June 11, 2008 · 15 Comments

(For my reading of Viva La Vida, click here)

Violet Hill

It was a long and dark december

from the rooftops i remember

there was snow

white snow

clearly i remember

from the windows they were watching

while we froze down below

when the future’s architectured

by a carnival of idiots on show

you’d better lie low

if you love me

won’t you let me know?

It was a long and dark december

when the banks became cathedrals

and a Fox

became god

priests clutched onto Bibles

hollowed out to fit their rifles

and the Cross was held aloft

bury me in honor

when i’m dead and hit the ground

a love back home unfolds

if you love me

won’t you let me know?

i don’t want to be a soldier

with the captain of some sinking ship

with snow, far below

so if you love me

why’d you let me go?

i took my love down to violet hill

there we sat in snow

all that time she was silent still

so if you love me

won’t you let me know?

if you love me,

won’t you let me know?

This song, like Viva La Vida, is a protest song. But where Viva La Vida is written from the perspective of the pious-but-perplexed head of state (whether that be George W. Bush or an English king of old), this song is from the vantage point of the foot soldier. As such, it is less oblique than Vida, and about as preachy as Coldplay gets.

The song begins with snow, which is often a symbol of purity, in Scripture (eg, Psalm 51:7; Isaiah 1:18 ) and elsewhere in literature—perhaps indicating innocence and purity of heart in the soldier.

But it also indicates vulnerability. He’s freezing “down below” on the ground, in the cold of the snow (it is a “long and dark December,” after all), trying to make sense of his circumstances.

As the pulsing drumbeat kicks in, reminiscent of both armies marching and cannon fire, his position is contrasted with that of his leaders, who are up high in some edifice “architectured” (is that a word?) by the “carnival of idiots on show.” They are watching “from the windows” (and warmth and safety). This soldier is like one of the Revolutionary soldiers at Valley Forge, but without the benevolent George Washington leading him.

The bleak December continues as corruption politics makes its way into money and the media: The banks became cathedrals—in worship of the “almighty dollar.” Soldiers are being sent into battle not for peacemaking, but for money.

“The Fox became god”: Rolling Stone caught that this was a Fox News reference. Very clever, there Chris. (Thanks to the commenters below for catching it too!)

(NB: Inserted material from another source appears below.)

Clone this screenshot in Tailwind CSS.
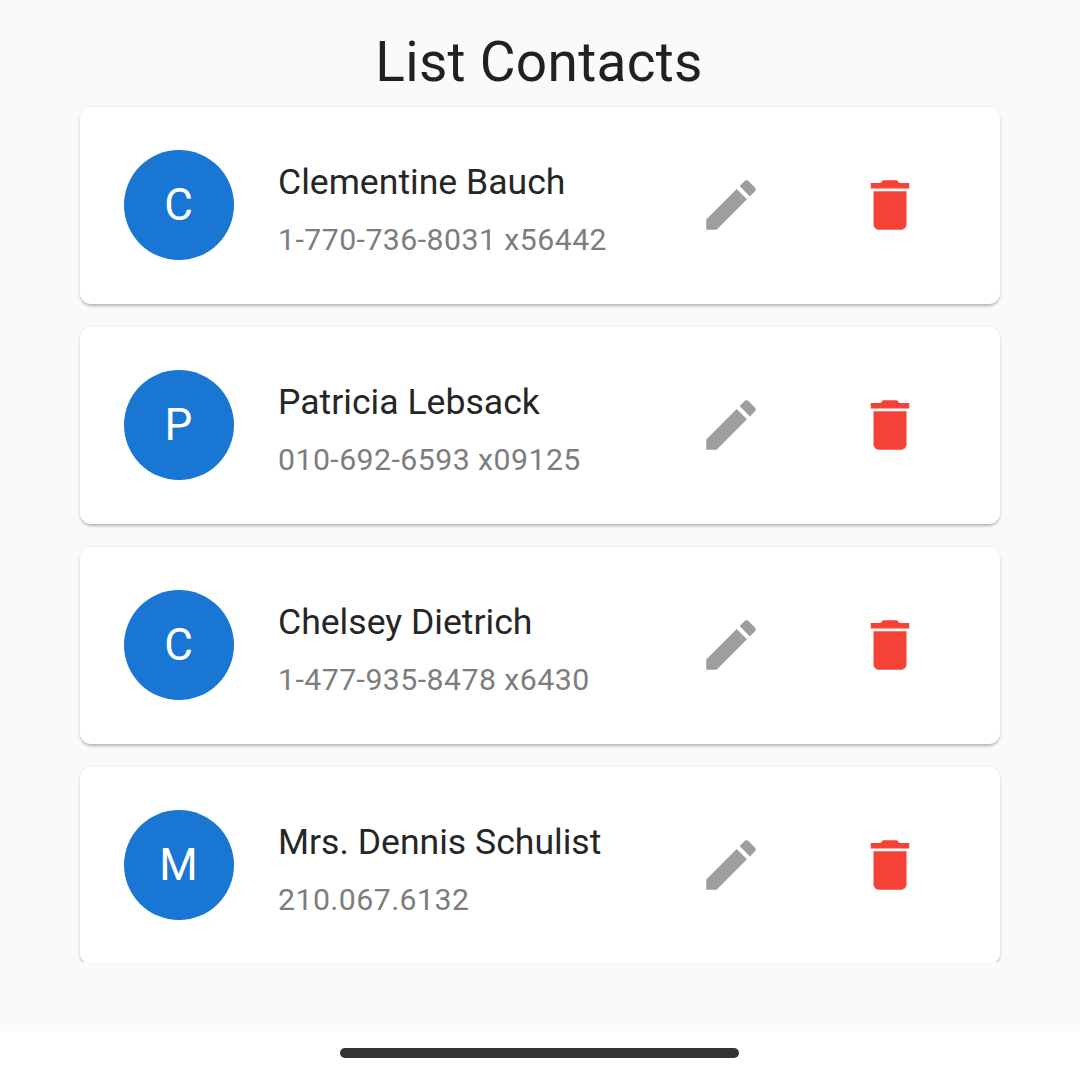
<!DOCTYPE html>
<html lang="en">
<head>
    <meta charset="UTF-8">
    <meta name="viewport" content="width=device-width, initial-scale=1.0">
    <title>List Contacts</title>
    <script src="https://cdn.jsdelivr.net/npm/@tailwindcss/browser@4"></script>
</head>
<body class="bg-white font-['Roboto',sans-serif]">
    <div class="h-[1075px] w-[1080px] flex flex-col overflow-hidden">
        <main class="h-[1031px] bg-[#fafafa] flex flex-col">
            <h1 class="h-[96px] pt-[29px] pr-[2px] text-center text-[55px] leading-[66px] tracking-[0.28px] text-[#212121]">List Contacts</h1>
            <div class="h-[866px] overflow-hidden px-[80px] pt-[11px] flex flex-col gap-[23px]">

                <div class="shrink-0 h-[197px] bg-white rounded-[11px] shadow-[0_3px_3px_-1px_rgba(0,0,0,0.22),0_1px_4px_rgba(0,0,0,0.1)] flex items-center pl-[44px] pb-[1px]">
                    <div class="w-[110px] h-[110px] rounded-full bg-[#1976d2] text-white text-[44px] pr-[1px] flex items-center justify-center shrink-0">C</div>
                    <div class="w-[383px] ml-[44px] pt-[10px] shrink-0 mr-[37px]">
                        <div class="text-[35.6px] leading-[44px] text-[#262626]">Clementine Bauch</div>
                        <div class="text-[30.25px] leading-[40px] mt-[16px] tracking-[0.45px] text-[#7d7d7d]">1-770-736-8031 x56442</div>
                    </div>
                    <svg class="w-[66px] h-[66px] shrink-0 fill-[#9e9e9e]" viewBox="0 0 24 24"><path d="M3 17.25V21h3.75L17.81 9.94l-3.75-3.75L3 17.25zM20.71 7.04c.39-.39.39-1.02 0-1.41l-2.34-2.34c-.39-.39-1.02-.39-1.41 0l-1.83 1.83 3.75 3.75 1.83-1.83z"/></svg>
                    <svg class="w-[66px] h-[66px] ml-[93px] shrink-0 fill-[#f44336]" viewBox="0 0 24 24"><path d="M6 19c0 1.1.9 2 2 2h8c1.1 0 2-.9 2-2V7H6v12zM19 4h-3.5l-1-1h-5l-1 1H5v2h14V4z"/></svg>
                </div>

                <div class="shrink-0 h-[197px] bg-white rounded-[11px] shadow-[0_3px_3px_-1px_rgba(0,0,0,0.22),0_1px_4px_rgba(0,0,0,0.1)] flex items-center pl-[44px] pb-[1px]">
                    <div class="w-[110px] h-[110px] rounded-full bg-[#1976d2] text-white text-[44px] pr-[1px] flex items-center justify-center shrink-0">P</div>
                    <div class="w-[383px] ml-[44px] pt-[10px] shrink-0 mr-[37px]">
                        <div class="text-[35.6px] leading-[44px] text-[#262626]">Patricia Lebsack</div>
                        <div class="text-[30.25px] leading-[40px] mt-[16px] tracking-[0.45px] text-[#7d7d7d]">010-692-6593 x09125</div>
                    </div>
                    <svg class="w-[66px] h-[66px] shrink-0 fill-[#9e9e9e]" viewBox="0 0 24 24"><path d="M3 17.25V21h3.75L17.81 9.94l-3.75-3.75L3 17.25zM20.71 7.04c.39-.39.39-1.02 0-1.41l-2.34-2.34c-.39-.39-1.02-.39-1.41 0l-1.83 1.83 3.75 3.75 1.83-1.83z"/></svg>
                    <svg class="w-[66px] h-[66px] ml-[93px] shrink-0 fill-[#f44336]" viewBox="0 0 24 24"><path d="M6 19c0 1.1.9 2 2 2h8c1.1 0 2-.9 2-2V7H6v12zM19 4h-3.5l-1-1h-5l-1 1H5v2h14V4z"/></svg>
                </div>

                <div class="shrink-0 h-[197px] bg-white rounded-[11px] shadow-[0_3px_3px_-1px_rgba(0,0,0,0.22),0_1px_4px_rgba(0,0,0,0.1)] flex items-center pl-[44px] pb-[1px]">
                    <div class="w-[110px] h-[110px] rounded-full bg-[#1976d2] text-white text-[44px] pr-[1px] flex items-center justify-center shrink-0">C</div>
                    <div class="w-[383px] ml-[44px] pt-[10px] shrink-0 mr-[37px]">
                        <div class="text-[35.6px] leading-[44px] text-[#262626]">Chelsey Dietrich</div>
                        <div class="text-[30.25px] leading-[40px] mt-[16px] tracking-[0.45px] text-[#7d7d7d]">1-477-935-8478 x6430</div>
                    </div>
                    <svg class="w-[66px] h-[66px] shrink-0 fill-[#9e9e9e]" viewBox="0 0 24 24"><path d="M3 17.25V21h3.75L17.81 9.94l-3.75-3.75L3 17.25zM20.71 7.04c.39-.39.39-1.02 0-1.41l-2.34-2.34c-.39-.39-1.02-.39-1.41 0l-1.83 1.83 3.75 3.75 1.83-1.83z"/></svg>
                    <svg class="w-[66px] h-[66px] ml-[93px] shrink-0 fill-[#f44336]" viewBox="0 0 24 24"><path d="M6 19c0 1.1.9 2 2 2h8c1.1 0 2-.9 2-2V7H6v12zM19 4h-3.5l-1-1h-5l-1 1H5v2h14V4z"/></svg>
                </div>

                <div class="shrink-0 h-[197px] bg-white rounded-[11px] shadow-[0_3px_3px_-1px_rgba(0,0,0,0.22),0_1px_4px_rgba(0,0,0,0.1)] flex items-center pl-[44px] pb-[1px]">
                    <div class="w-[110px] h-[110px] rounded-full bg-[#1976d2] text-white text-[44px] pr-[1px] flex items-center justify-center shrink-0">M</div>
                    <div class="w-[383px] ml-[44px] pt-[10px] shrink-0 mr-[37px]">
                        <div class="text-[35.6px] leading-[44px] text-[#262626]">Mrs. Dennis Schulist</div>
                        <div class="text-[30.25px] leading-[40px] mt-[16px] tracking-[0.45px] text-[#7d7d7d]">210.067.6132</div>
                    </div>
                    <svg class="w-[66px] h-[66px] shrink-0 fill-[#9e9e9e]" viewBox="0 0 24 24"><path d="M3 17.25V21h3.75L17.81 9.94l-3.75-3.75L3 17.25zM20.71 7.04c.39-.39.39-1.02 0-1.41l-2.34-2.34c-.39-.39-1.02-.39-1.41 0l-1.83 1.83 3.75 3.75 1.83-1.83z"/></svg>
                    <svg class="w-[66px] h-[66px] ml-[93px] shrink-0 fill-[#f44336]" viewBox="0 0 24 24"><path d="M6 19c0 1.1.9 2 2 2h8c1.1 0 2-.9 2-2V7H6v12zM19 4h-3.5l-1-1h-5l-1 1H5v2h14V4z"/></svg>
                </div>

            </div>
            <div class="flex-1"></div>
        </main>
        <div class="flex-1 bg-white flex justify-center pt-[17px] pr-[2px]">
            <div class="w-[399px] h-[10px] rounded-full bg-[#333333]"></div>
        </div>
    </div>
</body>
</html>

But TV is not the only propaganda tool. Again, (as we see in Viva la Vida) religion was employed in efforts to marshal support for military action: priests with Bibles in one hand and rifles in the other. The Cross was held aloft, as a banner to rally to, as a banner to lead into battle. This war is couched as a religious effort, a new Crusade. Despite the aforementioned unrighteous motives, public opinion is swayed by more righteous motives.

In the US, evangelical Christians have been seen as the “useful idiots” of the Republican party, whose hot-button issues have been co-opted by power brokers to further Right wing agendas. Bush won election, and especially re-election, with the support of this powerful voting bloc.

(Interestingly, unconditional evangelical support of Republican politics seems to be changing. The recently issued Evangelical Manifesto declared, among other things, that Christians ought not to fit comfortably into either political party, and called for a new style of political engagement. Also, voting habits of younger Christians reflect broader and different areas of concern, which in some cases make them more left-leaning).

Back to the soldier at the center of this song. He is conflicted about the conflict he finds himself in. He’s skeptical, even cynical, about the motives for this conflict, and doesn’t want to be a soldier on a sinking ship. But if he must fight, and likely go to his death, he wants to be buried in honor. He will serve with honor even if the conflict itself is not honorable.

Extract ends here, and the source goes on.